What does mature strength look like here?
What would help this system become more human rather than merely more efficient?
What am I modeling for the people around me?
What kind of ancestor am I becoming?

I no longer view coaching, polarity thinking, democracy work, Taoist philosophy, organization development, AI leadership, IDGs, and the broader arc of my work as separate endeavors competing for attention.

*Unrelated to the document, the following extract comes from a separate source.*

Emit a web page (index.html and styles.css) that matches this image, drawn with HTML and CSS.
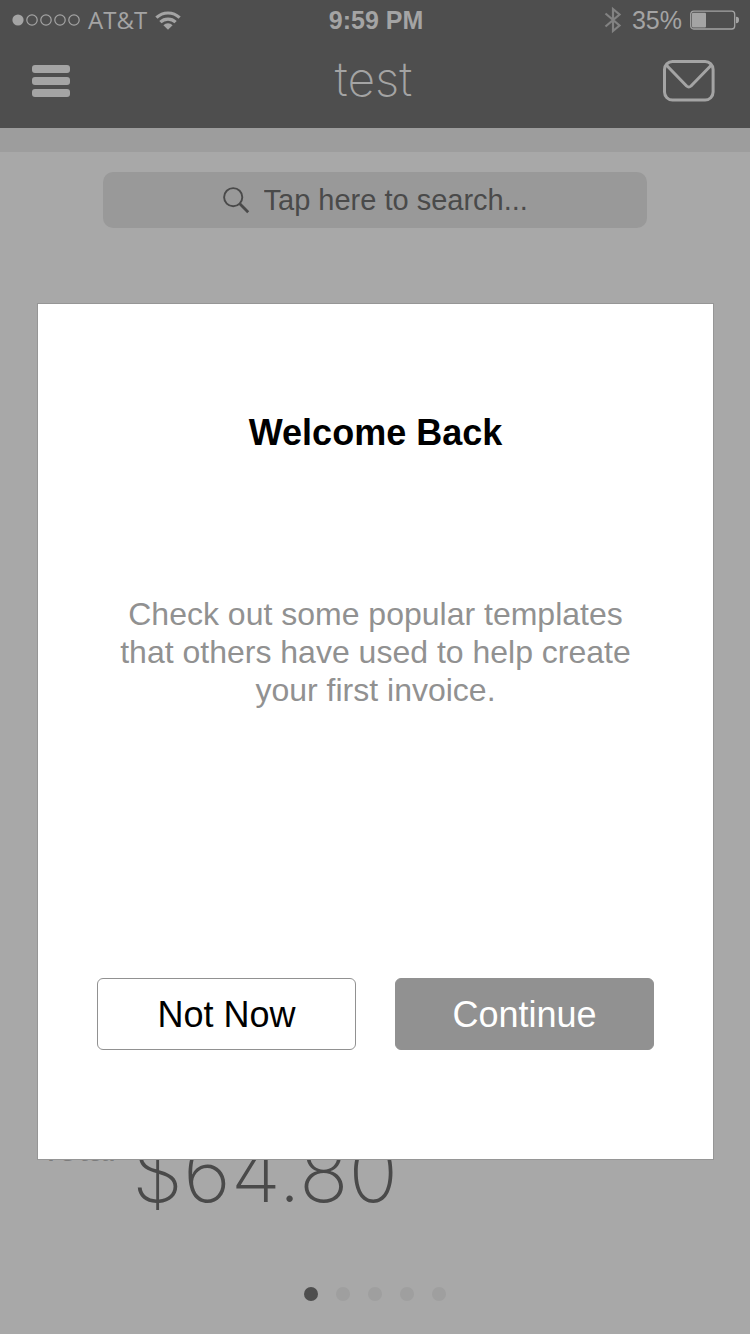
FILE: index.html
```html
<!DOCTYPE html>
<html lang="en">
<head>
<meta charset="utf-8">
<meta name="viewport" content="width=device-width, initial-scale=1">
<title>test</title>
<link rel="stylesheet" href="styles.css">
</head>
<body>
<div class="app">
  <header class="header">
    <div class="status">
      <div class="status-left">
        <svg class="signal" width="68" height="12" viewBox="0 0 68 12" aria-hidden="true">
          <circle cx="6" cy="6" r="5.6" fill="currentColor"/>
          <g fill="none" stroke="currentColor" stroke-width="1.2">
            <circle cx="20" cy="6" r="5.2"/><circle cx="34" cy="6" r="5.2"/><circle cx="48" cy="6" r="5.2"/><circle cx="62" cy="6" r="5.2"/>
          </g>
        </svg>
        <span class="carrier">AT&amp;T</span>
        <svg class="wifi" width="26" height="19" viewBox="0 0 26 19" aria-hidden="true">
          <g fill="none" stroke="currentColor" stroke-width="3.2">
            <path d="M1.4 6.7A16.7 16.7 0 0 1 24.6 6.7"/>
            <path d="M5.4 11.2A11 11 0 0 1 20.6 11.2"/>
          </g>
          <path d="M8.4 14.2A6.3 6.3 0 0 1 17.6 14.2L13 18.8Z" fill="currentColor"/>
        </svg>
      </div>
      <time class="clock">9:59 PM</time>
      <div class="status-right">
        <svg class="bluetooth" width="18" height="28" viewBox="0 0 18 28" aria-hidden="true">
          <path d="M1.5 7.5L15.5 19.5L9 25V3L15.5 8.5L1.5 20.5" fill="none" stroke="currentColor" stroke-width="2.2"/>
        </svg>
        <span>35%</span>
        <svg class="battery" width="50" height="20" viewBox="0 0 50 20" aria-hidden="true">
          <rect x=".7" y="1.2" width="44" height="17.8" rx="3" fill="none" stroke="currentColor" stroke-width="1.3"/>
          <rect x="2" y="2.8" width="14" height="14.8" rx="1" fill="currentColor"/>
          <path d="M46 6.8C48.4 6.8 49 8 49 10S48.4 13.2 46 13.2Z" fill="currentColor"/>
        </svg>
      </div>
    </div>
    <nav class="nav">
      <button class="icon-button" type="button" aria-label="Menu">
        <svg width="38" height="32" viewBox="0 0 38 32" aria-hidden="true">
          <g fill="currentColor"><rect width="38" height="8" rx="3"/><rect y="12" width="38" height="8" rx="3"/><rect y="24" width="38" height="8" rx="3"/></g>
        </svg>
      </button>
      <h1 class="title">test</h1>
      <button class="icon-button icon-button-end" type="button" aria-label="Messages">
        <svg width="52" height="42" viewBox="0 0 52 42" aria-hidden="true">
          <g fill="none" stroke="currentColor" stroke-width="3" stroke-linejoin="round">
            <rect x="1.5" y="1.5" width="48.6" height="38.6" rx="8"/>
            <path d="M3.5 5.2L23.6 26Q25.8 28 28 26L48.2 5.2"/>
          </g>
        </svg>
      </button>
    </nav>
  </header>
  <main class="main">
    <label class="search">
      <svg width="27" height="27" viewBox="0 0 27 27" aria-hidden="true">
        <circle cx="10.2" cy="10.2" r="9.1" fill="none" stroke="currentColor" stroke-width="1.9"/>
        <path d="M16.8 16.8L25.2 25.2" stroke="currentColor" stroke-width="2.8"/>
      </svg>
      <input class="search-input" type="text" placeholder="Tap here to search..." aria-label="Search">
    </label>
    <div class="summary">
      <span class="summary-label">Total</span>
      <span class="summary-amount">$64.80</span>
    </div>
    <div class="pager"><span class="dot dot-active"></span><span class="dot"></span><span class="dot"></span><span class="dot"></span><span class="dot"></span></div>
    <div class="overlay">
      <section class="dialog" role="dialog" aria-labelledby="dialog-title">
        <h2 class="dialog-title" id="dialog-title">Welcome Back</h2>
        <p class="dialog-text">Check out some popular templates that others have used to help create your first invoice.</p>
        <div class="actions">
          <button class="button" type="button">Not Now</button>
          <button class="button button-primary" type="button">Continue</button>
        </div>
      </section>
    </div>
  </main>
</div>
</body>
</html>
```
FILE: styles.css
```css
* { box-sizing: border-box; }

body {
  margin: 0;
  background: #a8a8a8;
  font-family: "Liberation Sans", Arial, sans-serif;
}

.app {
  display: flex;
  flex-direction: column;
  min-height: 100vh;
}

.header {
  background: #4e4e4e;
  color: #a4a4a4;
}

.status {
  display: grid;
  grid-template-columns: 1fr auto 1fr;
  align-items: center;
  height: 40px;
  padding: 0 10px 0 12px;
  font-size: 25px;
}

.status-left,
.status-right {
  display: flex;
  align-items: center;
  gap: 8px;
}

.status-right { justify-content: flex-end; }

.carrier {
  font-family: "Open Sans", sans-serif;
  font-size: 24px;
  line-height: 36px;
}

.clock { font-weight: 700; }

.bluetooth {
  margin-right: 2px;
  color: #828282;
}

.nav {
  display: grid;
  grid-template-columns: 1fr auto 1fr;
  align-items: center;
  height: 88px;
  padding: 0 35px 6px 32px;
}

.icon-button {
  justify-self: start;
  display: flex;
  padding: 0;
  border: 0;
  background: none;
  color: inherit;
}

.icon-button-end { justify-self: end; }

.title {
  margin: 0;
  padding-bottom: 4px;
  font-family: Inter, sans-serif;
  font-size: 48px;
  font-weight: 200;
  line-height: 56px;
}

.main {
  position: relative;
  flex: 1;
  display: flex;
  flex-direction: column;
  align-items: center;
  padding-bottom: 33px;
  border-top: 24px solid #9d9d9d;
}

.search {
  display: flex;
  align-items: center;
  justify-content: center;
  gap: 14px;
  width: calc(100% - 206px);
  height: 56px;
  margin-top: 20px;
  border-radius: 10px;
  background: #999;
  color: #4a4a4a;
}

.search-input {
  width: 264px;
  padding: 0;
  border: 0;
  outline: 0;
  background: none;
  color: inherit;
  font: 29px "Liberation Sans", Arial, sans-serif;
}

.search-input::placeholder {
  color: inherit;
  opacity: 1;
}

.summary {
  align-self: stretch;
  display: flex;
  gap: 16px;
  margin-top: auto;
  padding: 0 40px;
}

.summary-label {
  color: #7c7c7c;
  font-size: 36px;
  line-height: 52px;
}

.summary-amount {
  color: #4a4a4a;
  font-family: Inter, sans-serif;
  font-size: 82px;
  font-weight: 200;
  line-height: 100px;
}

.pager {
  display: flex;
  gap: 18px;
  margin-top: 64px;
}

.dot {
  width: 14px;
  height: 14px;
  border-radius: 50%;
  background: #9f9f9f;
}

.dot-active { background: #4e4e4e; }

.overlay {
  position: absolute;
  inset: -24px 0 0;
  display: flex;
  align-items: center;
  justify-content: center;
  padding: 0 36px 0 37px;
}

.dialog {
  width: 100%;
  padding: 109px 59px;
  border: 1px solid #969696;
  background: #fff;
  text-align: center;
}

.dialog-title {
  margin: 0;
  font-size: 36px;
  line-height: 40px;
}

.dialog-text {
  margin: 142px 0 269px;
  padding: 0 16px;
  color: #919191;
  font-size: 32px;
  line-height: 38px;
}

.actions {
  display: grid;
  grid-template-columns: 1fr 1fr;
  gap: 39px;
}

.button {
  height: 72px;
  padding: 2px 0 0;
  border: 1px solid #919191;
  border-radius: 6px;
  background: #fff;
  color: #000;
  font: 36px "Liberation Sans", Arial, sans-serif;
}

.button-primary {
  background: #919191;
  color: #fff;
}
```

Now, they’ve become different expressions and skills that are employed (more or less well, I should add), of the same underlying commitment:

helping human beings make wiser decisions over time inside increasingly complex systems.

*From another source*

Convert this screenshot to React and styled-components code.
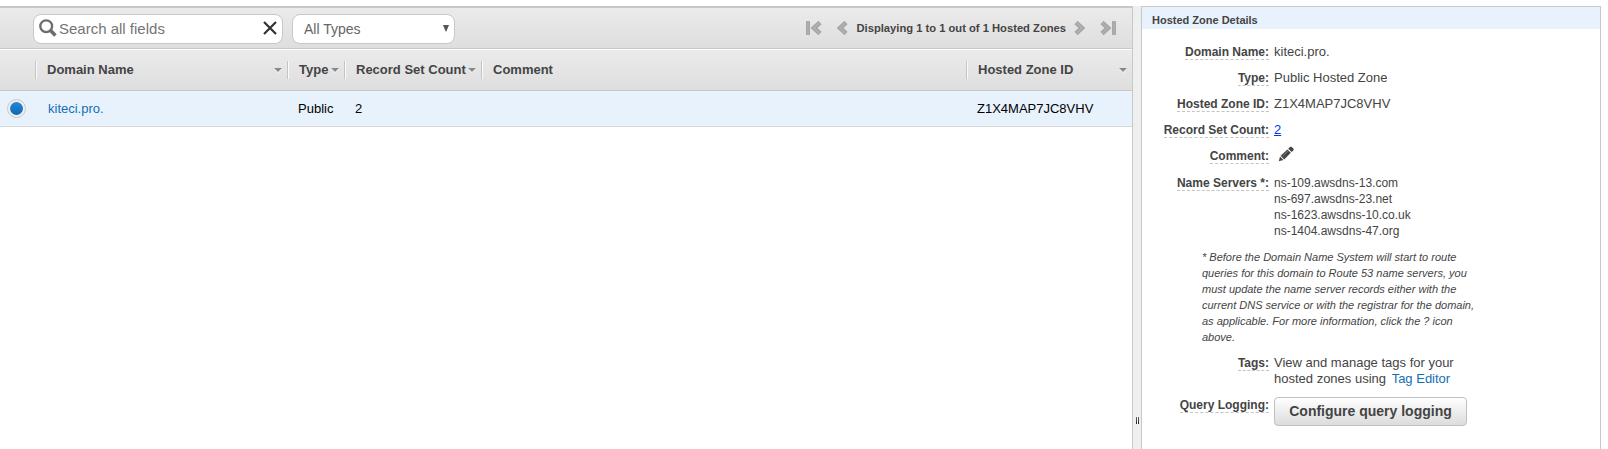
import React from "react";
import styled, { createGlobalStyle } from "styled-components";

const GlobalStyle = createGlobalStyle`
  * { box-sizing: border-box; }
  html, body, #root { height: 100%; }
  body {
    margin: 0;
    background: #fff;
    overflow: hidden;
    font-family: "Liberation Sans", Arial, Helvetica, sans-serif;
    font-size: 13px;
    line-height: 16px;
    color: #444;
  }
`;

const Page = styled.main`
  display: flex;
  height: 100%;
  padding-top: 6px;
`;

const ListPane = styled.section`
  width: 1133px;
  flex: none;
  border-top: 2px solid #c8c8c8;
  border-right: 1px solid #c8c8c8;
`;

const Toolbar = styled.div`
  display: flex;
  align-items: center;
  height: 41px;
  padding: 0 16px 0 33px;
  background: linear-gradient(#ebebeb, #dedede);
  border-bottom: 1px solid #c8c8c8;
`;

const Field = styled.div`
  display: flex;
  align-items: center;
  width: ${(p) => p.$width}px;
  height: 30px;
  margin: 1px 9px 0 0;
  background: #fff;
  border: 1px solid #c8c8c8;
  border-radius: 8px;
`;

const SearchInput = styled.input`
  flex: 1;
  min-width: 0;
  height: 28px;
  margin: 0;
  padding: 0 0 0 2px;
  border: 0;
  outline: 0;
  background: none;
  font: 15px "Liberation Sans", Arial, sans-serif;
  color: #444;
  &::placeholder { color: #757575; opacity: 1; }
`;

const SearchIcon = styled.svg`
  flex: none;
  margin: -1px 0 0 5px;
`;

const ClearIcon = styled.svg`
  flex: none;
  margin: -1px 5px 0 0;
`;

const SelectText = styled.span`
  flex: 1;
  padding-left: 11px;
  font-size: 14px;
  color: #666;
`;

const SelectArrow = styled.svg`
  margin-right: 5px;
`;

const Pager = styled.div`
  display: flex;
  align-items: center;
  margin-left: auto;
  font-size: 11.2px;
  font-weight: bold;
`;

const PagerText = styled.span`
  margin: 0 8px 0 9px;
`;

const PagerIcon = styled.svg`
  display: block;
  margin-right: ${(p) => p.$gap || 0}px;
`;

const GridRow = styled.div`
  display: grid;
  grid-template-columns: 35px 252px 57px 137px 485px 166px;
  align-items: center;
`;

const HeadRow = styled(GridRow)`
  height: 42px;
  background: linear-gradient(#ebebeb, #dedede);
  border-top: 1px solid #fff;
  border-bottom: 1px solid #c8c8c8;
  font-weight: bold;
`;

const HeadCell = styled.div`
  display: flex;
  align-items: center;
  justify-content: space-between;
  height: 18px;
  padding: 0 5px 0 11px;
  border-left: 1px solid #c4c4c4;
  box-shadow: inset 1px 0 #fafafa;
  white-space: nowrap;
`;

const BodyRow = styled(GridRow)`
  height: 36px;
  background: #e8f2fd;
  border-bottom: 1px solid #d9d9d9;
  color: #000;
`;

const BodyCell = styled.div`
  padding-left: ${(p) => p.$pad || 11}px;
`;

const Radio = styled.span`
  display: block;
  width: 19px;
  height: 19px;
  margin-left: 7px;
  padding: 2px;
  border: 1px solid #c8c8c8;
  border-radius: 50%;
  background: #f0f0f0;
  &::before {
    content: "";
    display: block;
    height: 13px;
    border-radius: 50%;
    background: linear-gradient(#2b86d6, #0b69b5);
  }
`;

const Link = styled.a`
  margin-left: ${(p) => p.$gap || 0}px;
  color: ${(p) => (p.$plain ? "#0033ee" : "#146eb4")};
  text-decoration: ${(p) => (p.$plain ? "underline" : "none")};
`;

const Splitter = styled.div`
  flex: none;
  width: 8px;
  padding: 411px 0 0 3px;
  background: #eef0f0;
`;

const Grip = styled.div`
  width: 3px;
  height: 7px;
  background: linear-gradient(90deg, transparent 1px, #fff 1px, #fff 2px, transparent 2px),
    linear-gradient(#666, #222);
`;

const DetailsPane = styled.aside`
  width: 460px;
  flex: none;
  border: solid #c8c8c8;
  border-width: 1px 1px 0;
`;

const DetailsTitle = styled.h2`
  margin: 0;
  height: 22px;
  padding-left: 10px;
  background: #e8f2fd;
  font-size: 11px;
  line-height: 26px;
`;

const DetailRow = styled.div`
  display: grid;
  grid-template-columns: 127px 1fr;
  column-gap: 5px;
  margin-top: ${(p) => p.$top ?? 10}px;
`;

const LabelCell = styled.div`
  height: 16px;
  text-align: right;
  font-size: 12px;
  font-weight: bold;
  color: #444;
`;

const Label = styled.span`
  border-bottom: 1px dashed #c4c4c4;
`;

const Value = styled.div`
  max-width: 200px;
  font-size: ${(p) => (p.$small ? 12 : 13)}px;
  min-height: 16px;
`;

const Note = styled.p`
  width: 276px;
  margin: 10px 0 0 60px;
  font-size: 11px;
  font-style: italic;
`;

const Pencil = styled.svg`
  display: block;
  height: 16px;
  margin: -2px 0 2px 4px;
`;

const ActionButton = styled.button`
  display: block;
  width: 193px;
  height: 29px;
  padding: 0 0 1px;
  border: 1px solid #c0c0c0;
  border-radius: 4px;
  background: linear-gradient(#fff, #dcdcdc);
  font: bold 14px "Liberation Sans", Arial, sans-serif;
  color: #444;
`;

const Caret = () => (
  <svg width="8" height="5" viewBox="0 0 8 5">
    <path d="M0 .5h8L4 5z" fill="#fff" />
    <path d="M0 0h8L4 4z" fill="#888" />
  </svg>
);

function Chevron({ flip, bar, gap }) {
  return (
    <PagerIcon $gap={gap} width={bar ? 16 : 11} height="14" viewBox={bar ? "0 0 16 14" : "5 0 11 14"}>
      <g transform={flip ? (bar ? "translate(16 0) scale(-1 1)" : "translate(21 0) scale(-1 1)") : undefined}>
        {bar && <path d="M.5.5h3v13h-3z" fill="#adadad" stroke="#a6a6a6" />}
        <path d="M14 1.5 8 7l6 5.5" fill="none" stroke="#a3a3a3" strokeWidth="4.6" />
        <path d="M14 1.5 8 7l6 5.5" fill="none" stroke="#b0b0b0" strokeWidth="2" />
      </g>
    </PagerIcon>
  );
}

function Detail({ label, top, small, children }) {
  return (
    <DetailRow $top={top}>
      <LabelCell><Label>{label}:</Label></LabelCell>
      <Value $small={small}>{children}</Value>
    </DetailRow>
  );
}

const nameServers = [
  "ns-109.awsdns-13.com",
  "ns-697.awsdns-23.net",
  "ns-1623.awsdns-10.co.uk",
  "ns-1404.awsdns-47.org",
];

export default function App() {
  return (
    <>
      <GlobalStyle />
      <Page>
        <ListPane>
          <Toolbar>
            <Field $width={250}>
              <SearchIcon width="18" height="18" viewBox="0 0 18 18" fill="none" stroke="#6c6c6c">
                <circle cx="7.2" cy="7.2" r="5.9" strokeWidth="2.3" />
                <path d="M11.6 11.6 16.4 16.4" strokeWidth="3.6" />
              </SearchIcon>
              <SearchInput placeholder="Search all fields" />
              <ClearIcon width="14" height="14" viewBox="0 0 14 14" stroke="#333" strokeWidth="2.2">
                <path d="m1 1 12 12M13 1 1 13" />
              </ClearIcon>
            </Field>
            <Field $width={163}>
              <SelectText>All Types</SelectText>
              <SelectArrow width="6" height="7" viewBox="0 0 6 7"><path d="M0 0h6L3.3 6.5H2.7z" fill="#555" /></SelectArrow>
            </Field>
            <Pager>
              <Chevron bar gap={15} />
              <Chevron />
              <PagerText>Displaying 1 to 1 out of 1 Hosted Zones</PagerText>
              <Chevron flip gap={15} />
              <Chevron flip bar />
            </Pager>
          </Toolbar>
          <HeadRow>
            <span />
            <HeadCell>Domain Name<Caret /></HeadCell>
            <HeadCell>Type<Caret /></HeadCell>
            <HeadCell>Record Set Count<Caret /></HeadCell>
            <HeadCell>Comment</HeadCell>
            <HeadCell>Hosted Zone ID<Caret /></HeadCell>
          </HeadRow>
          <BodyRow>
            <Radio />
            <BodyCell $pad={13}><Link>kiteci.pro.</Link></BodyCell>
            <BodyCell>Public</BodyCell>
            <BodyCell>2</BodyCell>
            <BodyCell />
            <BodyCell>Z1X4MAP7JC8VHV</BodyCell>
          </BodyRow>
        </ListPane>
        <Splitter><Grip /></Splitter>
        <DetailsPane>
          <DetailsTitle>Hosted Zone Details</DetailsTitle>
          <Detail label="Domain Name" top={15}>kiteci.pro.</Detail>
          <Detail label="Type">Public Hosted Zone</Detail>
          <Detail label="Hosted Zone ID">Z1X4MAP7JC8VHV</Detail>
          <Detail label="Record Set Count"><Link $plain>2</Link></Detail>
          <Detail label="Comment">
            <Pencil width="16" height="16" viewBox="0 0 16 16" fill="#444">
              <path d="M.8 15.2 2 10.6l3.4 3.4zM2.6 9.8 9.4 3.4l3.4 3.4-6.6 6.6zM10.2 2.7l1.8-1.7q1-.7 1.8.1l1.5 1.5q.8.9 0 1.8L13.6 6z" />
              <path d="m4.6 10.1 5.4-5.2" stroke="#999" strokeWidth=".7" />
            </Pencil>
          </Detail>
          <Detail label="Name Servers *" top={11} small>
            {nameServers.map((ns) => <div key={ns}>{ns}</div>)}
          </Detail>
          <Note>
            * Before the Domain Name System will start to route queries for this domain to Route 53 name servers, you
            must update the name server records either with the current DNS service or with the registrar for the
            domain, as applicable. For more information, click the ? icon above.
          </Note>
          <Detail label="Tags">
            <div>View and manage tags for your</div>
            <div>hosted zones using <Link $gap={2}>Tag Editor</Link></div>
          </Detail>
          <Detail label="Query Logging"><ActionButton>Configure query logging</ActionButton></Detail>
        </DetailsPane>
      </Page>
    </>
  );
}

That work now feels less optional to me than it once did.

And maybe that is the simplest way I can say what this Wiser Decisions series is ultimately trying to explore:

The future will almost certainly become more technologically powerful.

Whether it remains sufficiently human may depend upon the capacities we choose to cultivate now.

SUMMARY:

Greater Purpose Statement (GPS) for the Full Multarity:
Cultivate wiser human participation within increasingly complex technological, organizational, societal, and democratic systems over time.

Either/Or Thinking AND Both/And Thinking
GPS:

Enable effective problem-solving while sustaining awareness of interdependence and complexity.

Shadow AND Ownership
GPS:

Increase human wholeness, accountability, and conscious participation in relationships and systems.

Certainty AND Complexity
GPS:

Support meaning-making that remains grounded while adapting to ambiguity and changing realities.

Advocacy AND Inquiry
GPS:

Strengthen dialogue, learning, and collaborative discernment across differences and tensions.

Continuity AND Transformation
GPS:

Preserve coherence and stability while enabling adaptation, learning, and sustainable evolution.

Freedom AND Authority
GPS:

Support democratic participation, societal stability, and responsible shared governance.

Truth AND Trust
GPS:

Sustain shared reality and relational confidence necessary for healthy human systems.

Human Judgment AND Machine Capability
GPS:

Leverage technological advancement while preserving ethical discernment and human wisdom.